If that sounds heavy, consider the alternative: production behavior controlled by undocumented switches nobody is brave enough to delete.

That is heavier.

Practical patterns that keep flags useful

Keep the flag boundary narrow

A flag should wrap the smallest meaningful decision point.

Bad pattern: large sections of the application forked behind one flag.

Better pattern: a narrow routing decision that chooses old implementation or new implementation, with the rest of the system seeing a stable interface.

The wider the flag, the harder it is to test, reason about, and remove.

Make cleanup part of the delivery work

Do not treat flag removal as housekeeping.

It is part of the feature.

A feature is not really done while the old path still exists and production can still behave in two ways. The cleanup task should be on the original ticket, roadmap item, or release checklist.

At IndieStudio, we usually push teams to define the cleanup condition before the flag ships. It prevents the classic “we will come back to it later” lie.

Monitor flag outcomes, not just flag exposure

Knowing that a flag is enabled for ten percent of users is not enough.

What changed?

Did errors rise? Did conversion fall? Did support tickets increase? Did latency change? Did the new AI step reduce manual review time or just move the work somewhere else?

Exposure is not success. It is only the beginning of the measurement.

The real cost is cognitive load

Feature flag debt rarely announces itself dramatically.
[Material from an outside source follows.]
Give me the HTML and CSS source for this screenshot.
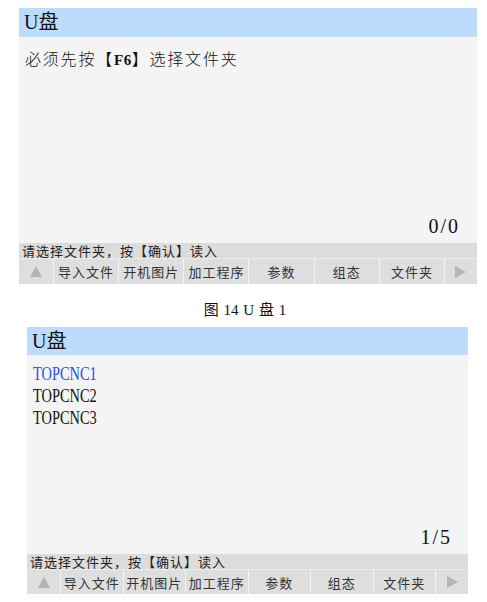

It shows up as slower debugging. More cautious releases. Weird customer-specific behavior. Engineers afraid to delete code. Product managers unsure which version users actually experienced. Support teams asking why two accounts see different things.

That is the tax.

The codebase becomes harder to reason about because production is no longer one coherent system. It is a set of possible systems, some intentional and some accidental.

Feature flags should help teams move faster with more control.

But control requires discipline.

If your flags do not have owners, expiry conditions, metrics, and cleanup work, they are not reducing complexity. They are storing it for later.

And later always arrives in production.